National Records of Scotland. October 2020 update. Scotland's Population 2019. The Registrar General's Annual Review of Demographic Trends. [Accessed January 2021].

Changing population

People now live significantly longer than in the past, and have fewer children. So, Scotland’s population is getting older.

Until the 1970s, there were far more births than deaths each year in Scotland, but this gap then began closing. Since 2015, there have been more deaths than births each year. This gap widened to 8,245 in 2019.

There has been the largest percentage decrease in the population aged 0 to 15. This is because there have been fewer births every year since 2009.

Scotland’s population is projected to continue to age over the 25 years from 2018 to 2043.

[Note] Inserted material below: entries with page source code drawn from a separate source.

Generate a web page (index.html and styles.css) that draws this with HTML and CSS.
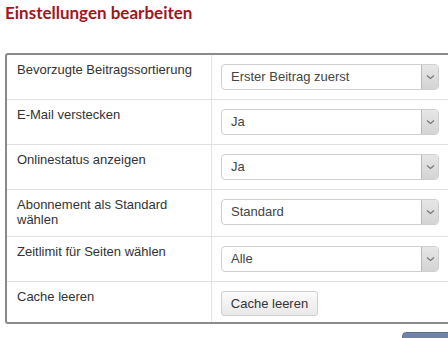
FILE: index.html
```html
<!DOCTYPE html>
<html>
<head>
  <title>Einstellungen bearbeiten</title>
  <link rel="stylesheet" href="styles.css">
</head>
<body>
<div class="page">
  <h1 class="page-title">Einstellungen bearbeiten</h1>

  <form class="settings-form">
    <div class="settings-box">
      <table class="settings">
        <tr>
          <td class="label">Bevorzugte Beitragssortierung</td>
          <td class="field">
            <div class="select"><span class="select-text">Erster Beitrag zuerst</span><span class="select-arrow"><svg width="9" height="6" viewBox="0 0 9 6"><path d="M1 1.5 L4.5 4.5 L8 1.5" fill="none" stroke="#777" stroke-width="1.2"/></svg></span></div>
          </td>
        </tr>
        <tr>
          <td class="label">E-Mail verstecken</td>
          <td class="field">
            <div class="select"><span class="select-text">Ja</span><span class="select-arrow"><svg width="9" height="6" viewBox="0 0 9 6"><path d="M1 1.5 L4.5 4.5 L8 1.5" fill="none" stroke="#777" stroke-width="1.2"/></svg></span></div>
          </td>
        </tr>
        <tr>
          <td class="label">Onlinestatus anzeigen</td>
          <td class="field">
            <div class="select"><span class="select-text">Ja</span><span class="select-arrow"><svg width="9" height="6" viewBox="0 0 9 6"><path d="M1 1.5 L4.5 4.5 L8 1.5" fill="none" stroke="#777" stroke-width="1.2"/></svg></span></div>
          </td>
        </tr>
        <tr>
          <td class="label">Abonnement als Standard wählen</td>
          <td class="field">
            <div class="select"><span class="select-text">Standard</span><span class="select-arrow"><svg width="9" height="6" viewBox="0 0 9 6"><path d="M1 1.5 L4.5 4.5 L8 1.5" fill="none" stroke="#777" stroke-width="1.2"/></svg></span></div>
          </td>
        </tr>
        <tr>
          <td class="label">Zeitlimit für Seiten wählen</td>
          <td class="field">
            <div class="select"><span class="select-text">Alle</span><span class="select-arrow"><svg width="9" height="6" viewBox="0 0 9 6"><path d="M1 1.5 L4.5 4.5 L8 1.5" fill="none" stroke="#777" stroke-width="1.2"/></svg></span></div>
          </td>
        </tr>
        <tr class="last">
          <td class="label">Cache leeren</td>
          <td class="field field-button">
            <button type="button" class="btn">Cache leeren</button>
          </td>
        </tr>
      </table>
    </div>

    <div class="actions">
      <button type="submit" class="btn-primary" aria-label="Speichern"></button>
    </div>
  </form>
</div>
</body>
</html>
```

FILE: styles.css
```css
/* Einstellungen */
body {
  margin: 0;
  font-family: "Liberation Sans", Arial, sans-serif;
  font-size: 13px;
  color: #333;
  background: #fff;
}

.page {
  width: 448px;
  height: 338px;
  overflow: hidden;
}

.page-title {
  margin: 0;
  padding: 3px 0 0 5px;
  height: 20px;
  font-family: Lato, "Open Sans", sans-serif;
  font-size: 17px;
  font-weight: bold;
  line-height: 20px;
  color: #a3161d;
}

.settings-form {
  width: 470px;
  margin: 30px 0 0 5px;
}

.settings-box {
  border: 2px solid #8b8b8b;
  border-right: none;
  border-radius: 3px 0 0 3px;
}

.settings {
  width: 100%;
  border-collapse: collapse;
}

.settings td {
  border-bottom: 1px solid #e0e0e0;
  vertical-align: top;
}

.settings tr.last td {
  border-bottom: none;
}

.label {
  width: 194px;
  padding: 7px 0 9px 10px;
  line-height: 15px;
  border-right: 1px solid #e3e3e3;
}

.field {
  padding: 9px 0 9px 9px;
}

.field-button {
  padding-bottom: 6px;
}

.select {
  display: flex;
  width: 218px;
  height: 26px;
  box-sizing: border-box;
  border: 1px solid #cfcfcf;
  border-radius: 4px;
  background: #fff;
  overflow: hidden;
}

.select-text {
  flex: 1;
  padding-left: 9px;
  line-height: 24px;
  color: #444;
}

.select-arrow {
  display: flex;
  align-items: center;
  justify-content: center;
  width: 16px;
  border-left: 1px solid #b9b9b9;
  background: linear-gradient(#e6e6e6, #d4d4d4);
}

.btn {
  display: block;
  width: 97px;
  height: 25px;
  padding: 0;
  font-family: "Liberation Sans", Arial, sans-serif;
  font-size: 13px;
  color: #333;
  border: 1px solid #cfcfcf;
  border-radius: 3px;
  background: linear-gradient(#fbfbfb, #e8e8e8);
}

.actions {
  display: flex;
  justify-content: flex-end;
  margin-top: 8px;
}

.btn-primary {
  width: 73px;
  height: 26px;
  border: 1px solid #5d6f92;
  border-radius: 4px;
  background: linear-gradient(#7185a8, #5f7397);
}
```
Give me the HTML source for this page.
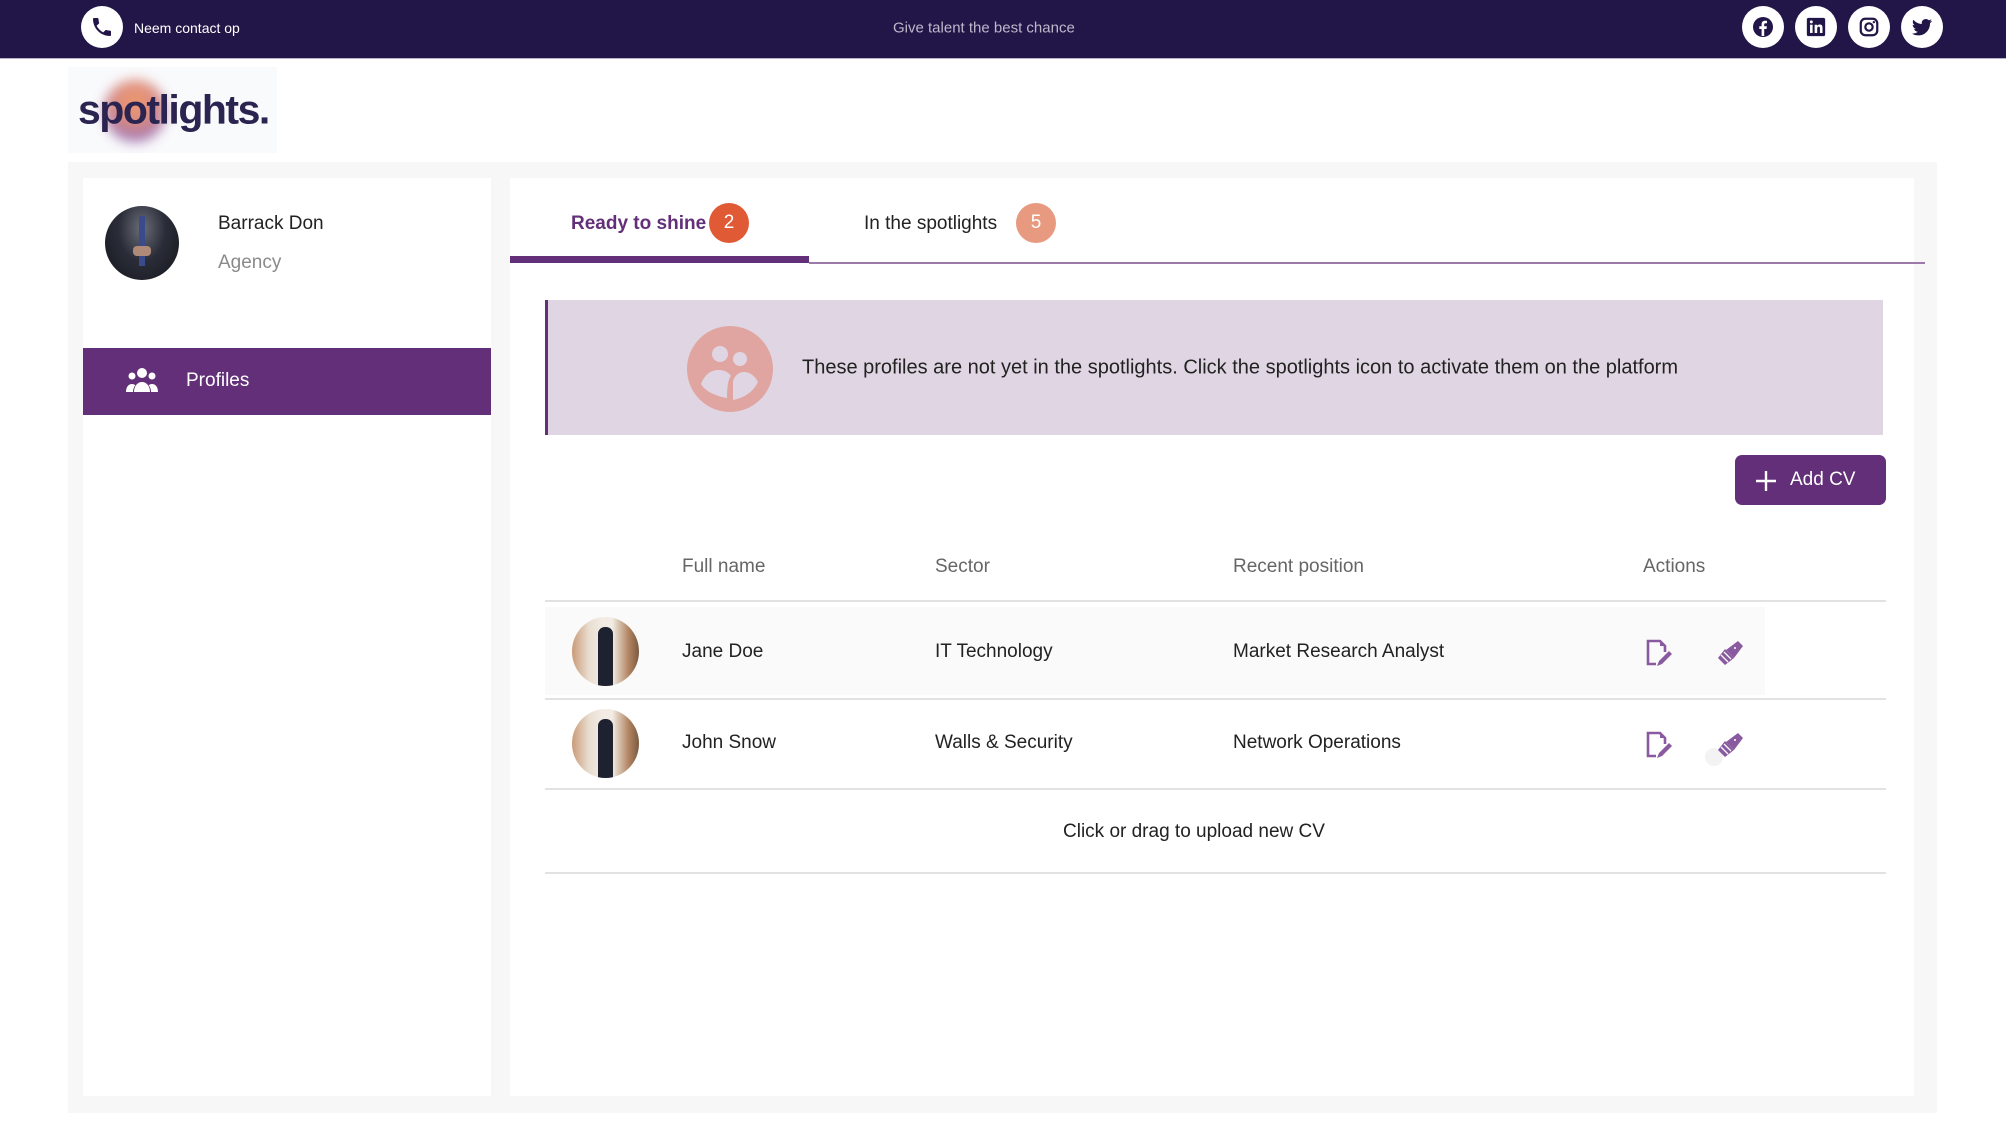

National Records of Scotland. October 2020 update. Scotland's Population 2019. The Registrar General's Annual Review of Demographic Trends. [Accessed January 2021].

Migration has been the main element of population growth in Scotland for the past 19 years.

In the year to mid-2019, 30,200 more people moved to Scotland than left. This is an increase in net migration following two years of lower levels.

In 2019, there were approximately 388,000 non-British nationals living in Scotland, accounting for 7% of the population. Of these 388,000 people, 60% were EU nationals and 40% were non-EU nationals.

It is likely that there will be a decrease in EU nationals following the UK’s exit from the European Union in 2020.

National Records of Scotland. October 2020 update. Scotland's Population 2019. The Registrar General's Annual Review of Demographic Trends. [Accessed January 2021].